DATASET CONTENT:
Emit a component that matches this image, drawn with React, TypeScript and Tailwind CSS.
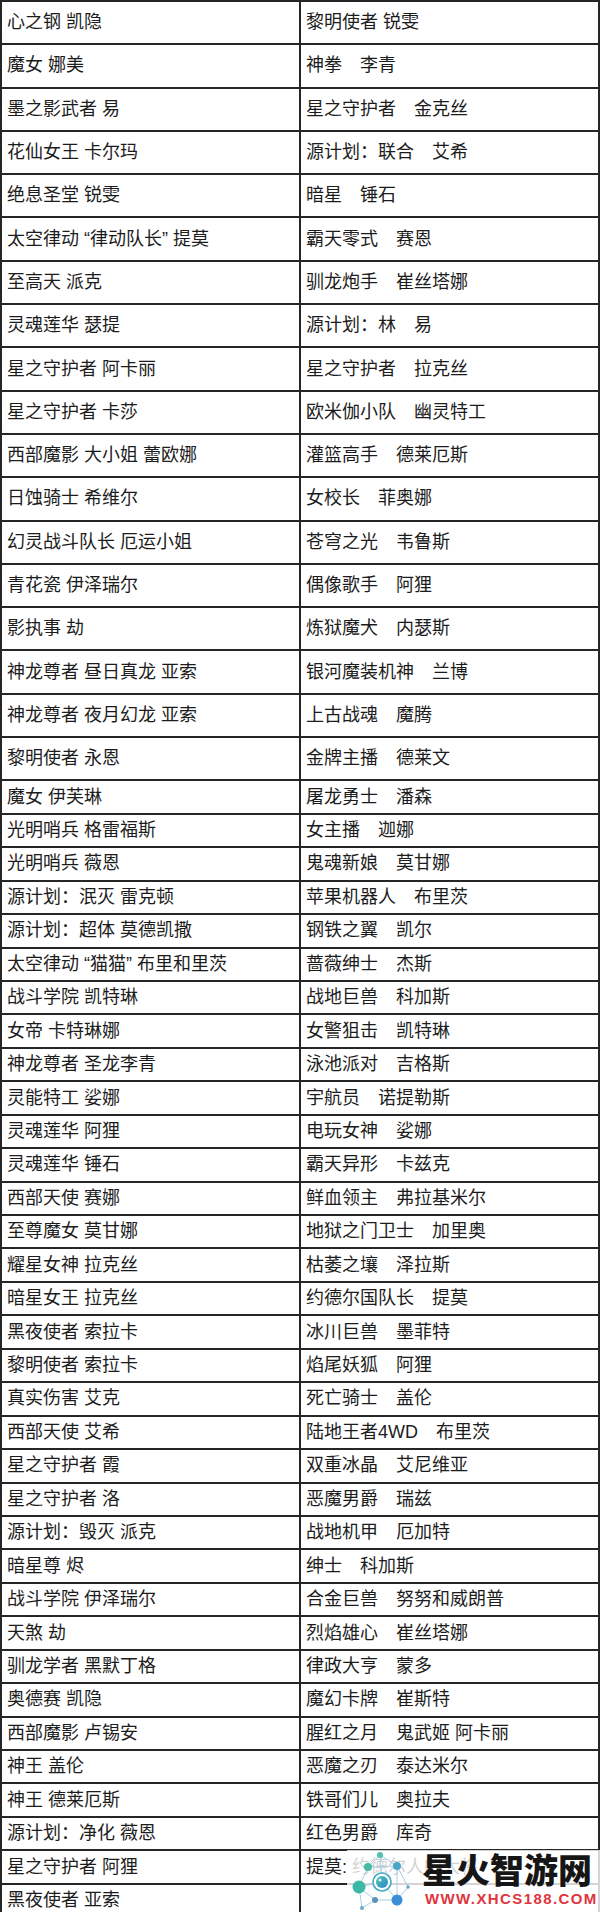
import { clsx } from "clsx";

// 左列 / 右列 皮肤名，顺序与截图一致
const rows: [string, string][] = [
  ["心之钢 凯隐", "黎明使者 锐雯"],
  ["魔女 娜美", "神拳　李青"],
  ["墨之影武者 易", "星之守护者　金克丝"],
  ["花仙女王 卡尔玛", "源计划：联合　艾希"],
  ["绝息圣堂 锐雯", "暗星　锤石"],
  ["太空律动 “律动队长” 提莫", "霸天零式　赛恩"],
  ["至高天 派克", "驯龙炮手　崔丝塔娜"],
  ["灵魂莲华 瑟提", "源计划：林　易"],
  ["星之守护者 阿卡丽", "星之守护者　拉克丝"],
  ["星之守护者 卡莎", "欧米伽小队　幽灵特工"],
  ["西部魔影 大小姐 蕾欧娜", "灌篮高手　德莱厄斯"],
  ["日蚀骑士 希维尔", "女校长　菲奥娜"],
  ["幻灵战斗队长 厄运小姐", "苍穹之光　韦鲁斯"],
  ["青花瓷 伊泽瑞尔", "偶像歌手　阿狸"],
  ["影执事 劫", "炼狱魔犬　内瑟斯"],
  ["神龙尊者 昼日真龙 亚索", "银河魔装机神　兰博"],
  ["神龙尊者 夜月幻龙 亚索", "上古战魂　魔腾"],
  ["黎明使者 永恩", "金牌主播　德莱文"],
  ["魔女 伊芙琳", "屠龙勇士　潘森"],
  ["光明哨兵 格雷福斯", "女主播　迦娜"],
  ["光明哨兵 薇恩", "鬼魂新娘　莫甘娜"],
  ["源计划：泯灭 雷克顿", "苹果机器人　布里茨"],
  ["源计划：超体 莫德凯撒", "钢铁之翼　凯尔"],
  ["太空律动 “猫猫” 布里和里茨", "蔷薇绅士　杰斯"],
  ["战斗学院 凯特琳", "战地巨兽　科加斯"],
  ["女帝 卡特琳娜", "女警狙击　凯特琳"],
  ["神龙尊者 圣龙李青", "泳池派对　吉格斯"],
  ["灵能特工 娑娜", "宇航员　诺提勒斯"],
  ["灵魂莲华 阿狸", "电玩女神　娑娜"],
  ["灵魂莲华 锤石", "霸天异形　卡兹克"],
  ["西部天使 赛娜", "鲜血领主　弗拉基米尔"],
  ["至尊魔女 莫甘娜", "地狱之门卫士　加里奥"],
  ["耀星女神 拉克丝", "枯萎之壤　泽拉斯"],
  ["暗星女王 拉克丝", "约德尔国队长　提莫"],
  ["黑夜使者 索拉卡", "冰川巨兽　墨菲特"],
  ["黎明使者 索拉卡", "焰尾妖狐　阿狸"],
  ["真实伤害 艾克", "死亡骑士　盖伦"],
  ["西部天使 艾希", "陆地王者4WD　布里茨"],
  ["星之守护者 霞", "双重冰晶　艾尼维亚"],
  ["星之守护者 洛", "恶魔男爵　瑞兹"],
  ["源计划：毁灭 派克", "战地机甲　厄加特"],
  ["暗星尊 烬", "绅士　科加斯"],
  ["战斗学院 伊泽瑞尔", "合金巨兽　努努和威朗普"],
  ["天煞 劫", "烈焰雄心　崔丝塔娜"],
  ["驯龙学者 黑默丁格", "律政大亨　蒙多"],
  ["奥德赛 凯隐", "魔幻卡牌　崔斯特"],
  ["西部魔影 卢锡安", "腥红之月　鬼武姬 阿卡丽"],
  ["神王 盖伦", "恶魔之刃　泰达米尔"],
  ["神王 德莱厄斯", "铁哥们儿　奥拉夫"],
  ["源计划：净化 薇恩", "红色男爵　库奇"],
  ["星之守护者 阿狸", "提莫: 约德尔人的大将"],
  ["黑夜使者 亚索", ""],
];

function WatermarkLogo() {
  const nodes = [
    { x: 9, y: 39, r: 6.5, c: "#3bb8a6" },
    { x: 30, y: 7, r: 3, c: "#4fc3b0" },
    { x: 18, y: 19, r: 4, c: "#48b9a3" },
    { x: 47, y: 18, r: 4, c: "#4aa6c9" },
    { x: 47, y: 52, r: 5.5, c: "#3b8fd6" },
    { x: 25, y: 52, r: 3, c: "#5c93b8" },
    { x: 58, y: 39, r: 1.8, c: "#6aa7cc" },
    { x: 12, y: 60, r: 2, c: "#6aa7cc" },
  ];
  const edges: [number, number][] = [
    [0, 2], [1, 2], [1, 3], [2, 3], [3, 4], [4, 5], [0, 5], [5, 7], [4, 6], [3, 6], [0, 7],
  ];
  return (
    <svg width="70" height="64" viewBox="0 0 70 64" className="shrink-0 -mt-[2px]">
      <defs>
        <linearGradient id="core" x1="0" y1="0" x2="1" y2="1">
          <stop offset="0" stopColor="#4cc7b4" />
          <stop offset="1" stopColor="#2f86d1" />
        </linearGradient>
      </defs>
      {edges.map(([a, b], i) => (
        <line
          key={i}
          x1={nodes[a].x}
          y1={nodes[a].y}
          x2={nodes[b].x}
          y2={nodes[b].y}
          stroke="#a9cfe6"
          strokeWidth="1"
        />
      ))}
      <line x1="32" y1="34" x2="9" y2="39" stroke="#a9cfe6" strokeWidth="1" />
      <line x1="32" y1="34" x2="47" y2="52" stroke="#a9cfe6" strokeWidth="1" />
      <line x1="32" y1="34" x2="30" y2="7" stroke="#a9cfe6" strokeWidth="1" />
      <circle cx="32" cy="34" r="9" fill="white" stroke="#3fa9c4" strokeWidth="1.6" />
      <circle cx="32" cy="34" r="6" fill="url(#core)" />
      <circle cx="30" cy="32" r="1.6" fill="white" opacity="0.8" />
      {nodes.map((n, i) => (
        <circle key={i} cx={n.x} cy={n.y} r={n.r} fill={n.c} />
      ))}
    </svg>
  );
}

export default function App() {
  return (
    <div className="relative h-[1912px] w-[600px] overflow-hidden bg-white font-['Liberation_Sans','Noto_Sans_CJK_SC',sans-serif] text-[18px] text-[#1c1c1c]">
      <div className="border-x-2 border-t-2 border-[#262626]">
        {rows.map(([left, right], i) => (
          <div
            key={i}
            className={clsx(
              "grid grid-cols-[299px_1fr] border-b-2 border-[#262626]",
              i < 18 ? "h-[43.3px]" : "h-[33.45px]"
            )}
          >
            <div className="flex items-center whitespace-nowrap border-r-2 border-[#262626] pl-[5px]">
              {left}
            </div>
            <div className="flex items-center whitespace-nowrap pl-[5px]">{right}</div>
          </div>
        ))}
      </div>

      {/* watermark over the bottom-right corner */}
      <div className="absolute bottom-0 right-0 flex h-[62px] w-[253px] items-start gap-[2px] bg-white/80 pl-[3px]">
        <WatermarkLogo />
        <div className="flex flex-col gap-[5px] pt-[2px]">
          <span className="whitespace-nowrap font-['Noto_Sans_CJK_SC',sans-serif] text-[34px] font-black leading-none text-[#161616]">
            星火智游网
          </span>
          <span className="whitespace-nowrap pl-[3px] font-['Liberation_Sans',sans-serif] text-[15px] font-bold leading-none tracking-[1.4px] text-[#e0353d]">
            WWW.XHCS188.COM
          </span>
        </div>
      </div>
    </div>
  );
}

EXERCISE AIM:
Write out the full set of lines verbatim, without the pictures.

WRITTEN RESPONSE:
Emit a component that matches this image, drawn with React, TypeScript and Tailwind CSS.
import { clsx } from "clsx";

// 左列 / 右列 皮肤名，顺序与截图一致
const rows: [string, string][] = [
  ["心之钢 凯隐", "黎明使者 锐雯"],
  ["魔女 娜美", "神拳　李青"],
  ["墨之影武者 易", "星之守护者　金克丝"],
  ["花仙女王 卡尔玛", "源计划：联合　艾希"],
  ["绝息圣堂 锐雯", "暗星　锤石"],
  ["太空律动 “律动队长” 提莫", "霸天零式　赛恩"],
  ["至高天 派克", "驯龙炮手　崔丝塔娜"],
  ["灵魂莲华 瑟提", "源计划：林　易"],
  ["星之守护者 阿卡丽", "星之守护者　拉克丝"],
  ["星之守护者 卡莎", "欧米伽小队　幽灵特工"],
  ["西部魔影 大小姐 蕾欧娜", "灌篮高手　德莱厄斯"],
  ["日蚀骑士 希维尔", "女校长　菲奥娜"],
  ["幻灵战斗队长 厄运小姐", "苍穹之光　韦鲁斯"],
  ["青花瓷 伊泽瑞尔", "偶像歌手　阿狸"],
  ["影执事 劫", "炼狱魔犬　内瑟斯"],
  ["神龙尊者 昼日真龙 亚索", "银河魔装机神　兰博"],
  ["神龙尊者 夜月幻龙 亚索", "上古战魂　魔腾"],
  ["黎明使者 永恩", "金牌主播　德莱文"],
  ["魔女 伊芙琳", "屠龙勇士　潘森"],
  ["光明哨兵 格雷福斯", "女主播　迦娜"],
  ["光明哨兵 薇恩", "鬼魂新娘　莫甘娜"],
  ["源计划：泯灭 雷克顿", "苹果机器人　布里茨"],
  ["源计划：超体 莫德凯撒", "钢铁之翼　凯尔"],
  ["太空律动 “猫猫” 布里和里茨", "蔷薇绅士　杰斯"],
  ["战斗学院 凯特琳", "战地巨兽　科加斯"],
  ["女帝 卡特琳娜", "女警狙击　凯特琳"],
  ["神龙尊者 圣龙李青", "泳池派对　吉格斯"],
  ["灵能特工 娑娜", "宇航员　诺提勒斯"],
  ["灵魂莲华 阿狸", "电玩女神　娑娜"],
  ["灵魂莲华 锤石", "霸天异形　卡兹克"],
  ["西部天使 赛娜", "鲜血领主　弗拉基米尔"],
  ["至尊魔女 莫甘娜", "地狱之门卫士　加里奥"],
  ["耀星女神 拉克丝", "枯萎之壤　泽拉斯"],
  ["暗星女王 拉克丝", "约德尔国队长　提莫"],
  ["黑夜使者 索拉卡", "冰川巨兽　墨菲特"],
  ["黎明使者 索拉卡", "焰尾妖狐　阿狸"],
  ["真实伤害 艾克", "死亡骑士　盖伦"],
  ["西部天使 艾希", "陆地王者4WD　布里茨"],
  ["星之守护者 霞", "双重冰晶　艾尼维亚"],
  ["星之守护者 洛", "恶魔男爵　瑞兹"],
  ["源计划：毁灭 派克", "战地机甲　厄加特"],
  ["暗星尊 烬", "绅士　科加斯"],
  ["战斗学院 伊泽瑞尔", "合金巨兽　努努和威朗普"],
  ["天煞 劫", "烈焰雄心　崔丝塔娜"],
  ["驯龙学者 黑默丁格", "律政大亨　蒙多"],
  ["奥德赛 凯隐", "魔幻卡牌　崔斯特"],
  ["西部魔影 卢锡安", "腥红之月　鬼武姬 阿卡丽"],
  ["神王 盖伦", "恶魔之刃　泰达米尔"],
  ["神王 德莱厄斯", "铁哥们儿　奥拉夫"],
  ["源计划：净化 薇恩", "红色男爵　库奇"],
  ["星之守护者 阿狸", "提莫: 约德尔人的大将"],
  ["黑夜使者 亚索", ""],
];

function WatermarkLogo() {
  const nodes = [
    { x: 9, y: 39, r: 6.5, c: "#3bb8a6" },
    { x: 30, y: 7, r: 3, c: "#4fc3b0" },
    { x: 18, y: 19, r: 4, c: "#48b9a3" },
    { x: 47, y: 18, r: 4, c: "#4aa6c9" },
    { x: 47, y: 52, r: 5.5, c: "#3b8fd6" },
    { x: 25, y: 52, r: 3, c: "#5c93b8" },
    { x: 58, y: 39, r: 1.8, c: "#6aa7cc" },
    { x: 12, y: 60, r: 2, c: "#6aa7cc" },
  ];
  const edges: [number, number][] = [
    [0, 2], [1, 2], [1, 3], [2, 3], [3, 4], [4, 5], [0, 5], [5, 7], [4, 6], [3, 6], [0, 7],
  ];
  return (
    <svg width="70" height="64" viewBox="0 0 70 64" className="shrink-0 -mt-[2px]">
      <defs>
        <linearGradient id="core" x1="0" y1="0" x2="1" y2="1">
          <stop offset="0" stopColor="#4cc7b4" />
          <stop offset="1" stopColor="#2f86d1" />
        </linearGradient>
      </defs>
      {edges.map(([a, b], i) => (
        <line
          key={i}
          x1={nodes[a].x}
          y1={nodes[a].y}
          x2={nodes[b].x}
          y2={nodes[b].y}
          stroke="#a9cfe6"
          strokeWidth="1"
        />
      ))}
      <line x1="32" y1="34" x2="9" y2="39" stroke="#a9cfe6" strokeWidth="1" />
      <line x1="32" y1="34" x2="47" y2="52" stroke="#a9cfe6" strokeWidth="1" />
      <line x1="32" y1="34" x2="30" y2="7" stroke="#a9cfe6" strokeWidth="1" />
      <circle cx="32" cy="34" r="9" fill="white" stroke="#3fa9c4" strokeWidth="1.6" />
      <circle cx="32" cy="34" r="6" fill="url(#core)" />
      <circle cx="30" cy="32" r="1.6" fill="white" opacity="0.8" />
      {nodes.map((n, i) => (
        <circle key={i} cx={n.x} cy={n.y} r={n.r} fill={n.c} />
      ))}
    </svg>
  );
}

export default function App() {
  return (
    <div className="relative h-[1912px] w-[600px] overflow-hidden bg-white font-['Liberation_Sans','Noto_Sans_CJK_SC',sans-serif] text-[18px] text-[#1c1c1c]">
      <div className="border-x-2 border-t-2 border-[#262626]">
        {rows.map(([left, right], i) => (
          <div
            key={i}
            className={clsx(
              "grid grid-cols-[299px_1fr] border-b-2 border-[#262626]",
              i < 18 ? "h-[43.3px]" : "h-[33.45px]"
            )}
          >
            <div className="flex items-center whitespace-nowrap border-r-2 border-[#262626] pl-[5px]">
              {left}
            </div>
            <div className="flex items-center whitespace-nowrap pl-[5px]">{right}</div>
          </div>
        ))}
      </div>

      {/* watermark over the bottom-right corner */}
      <div className="absolute bottom-0 right-0 flex h-[62px] w-[253px] items-start gap-[2px] bg-white/80 pl-[3px]">
        <WatermarkLogo />
        <div className="flex flex-col gap-[5px] pt-[2px]">
          <span className="whitespace-nowrap font-['Noto_Sans_CJK_SC',sans-serif] text-[34px] font-black leading-none text-[#161616]">
            星火智游网
          </span>
          <span className="whitespace-nowrap pl-[3px] font-['Liberation_Sans',sans-serif] text-[15px] font-bold leading-none tracking-[1.4px] text-[#e0353d]">
            WWW.XHCS188.COM
          </span>
        </div>
      </div>
    </div>
  );
}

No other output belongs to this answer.